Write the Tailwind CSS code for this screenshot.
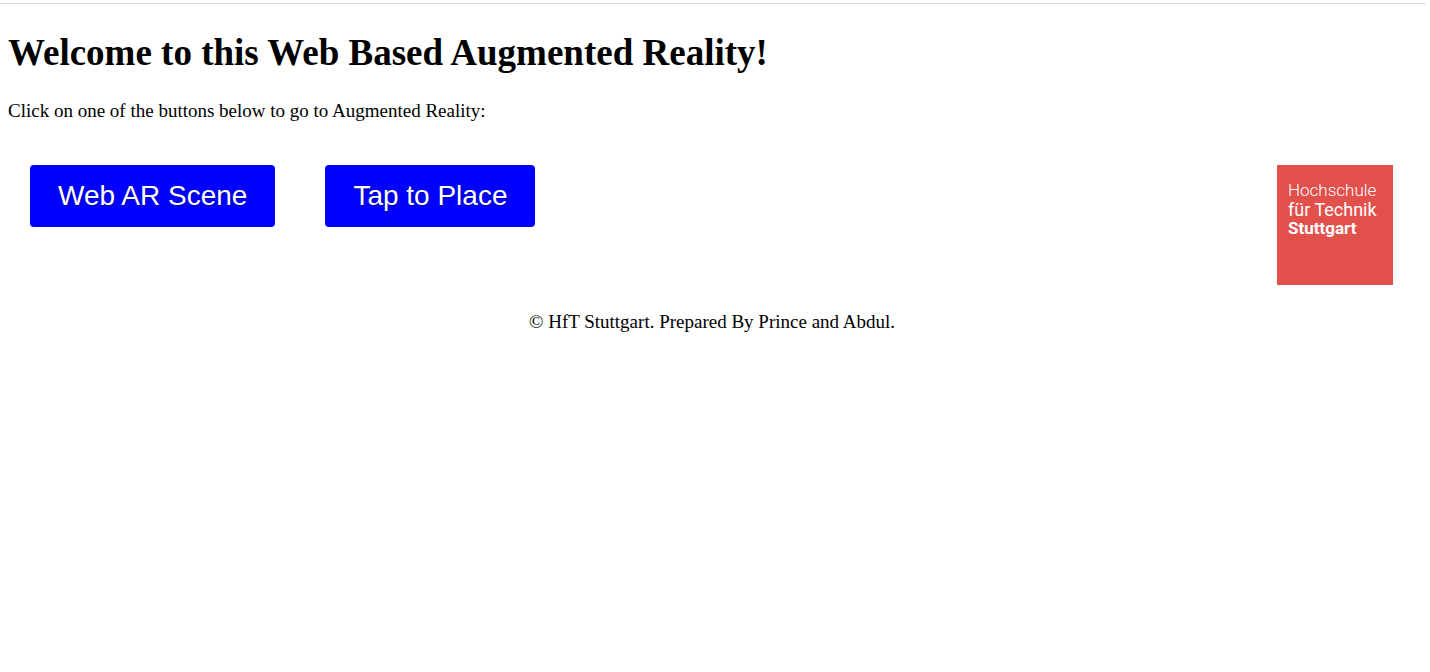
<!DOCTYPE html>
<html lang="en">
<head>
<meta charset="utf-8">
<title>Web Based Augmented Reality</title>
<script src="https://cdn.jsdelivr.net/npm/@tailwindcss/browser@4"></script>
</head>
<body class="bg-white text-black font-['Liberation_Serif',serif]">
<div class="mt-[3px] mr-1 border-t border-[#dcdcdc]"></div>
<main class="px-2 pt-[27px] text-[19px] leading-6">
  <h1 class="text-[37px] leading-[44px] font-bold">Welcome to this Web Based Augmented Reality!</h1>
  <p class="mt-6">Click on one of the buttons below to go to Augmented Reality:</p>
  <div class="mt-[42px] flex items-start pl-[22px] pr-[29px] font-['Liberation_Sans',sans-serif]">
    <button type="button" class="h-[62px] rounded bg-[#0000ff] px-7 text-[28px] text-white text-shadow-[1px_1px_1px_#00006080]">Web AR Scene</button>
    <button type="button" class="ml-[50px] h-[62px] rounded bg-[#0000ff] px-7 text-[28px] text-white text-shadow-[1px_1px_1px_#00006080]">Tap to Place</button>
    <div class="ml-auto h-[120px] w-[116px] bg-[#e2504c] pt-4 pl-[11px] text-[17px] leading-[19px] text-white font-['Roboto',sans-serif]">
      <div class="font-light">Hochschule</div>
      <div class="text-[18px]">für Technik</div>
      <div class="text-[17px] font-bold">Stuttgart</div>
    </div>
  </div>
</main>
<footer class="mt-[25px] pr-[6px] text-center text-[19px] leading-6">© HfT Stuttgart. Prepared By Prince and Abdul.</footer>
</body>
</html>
★ ★ ★ ★ ★ ★ ★
[EXERCISE]: Reproduce every line of the listing above in which the string "this" appears.

[ANSWER IN FULL]:
Write the Tailwind CSS code for this screenshot.
  <h1 class="text-[37px] leading-[44px] font-bold">Welcome to this Web Based Augmented Reality!</h1>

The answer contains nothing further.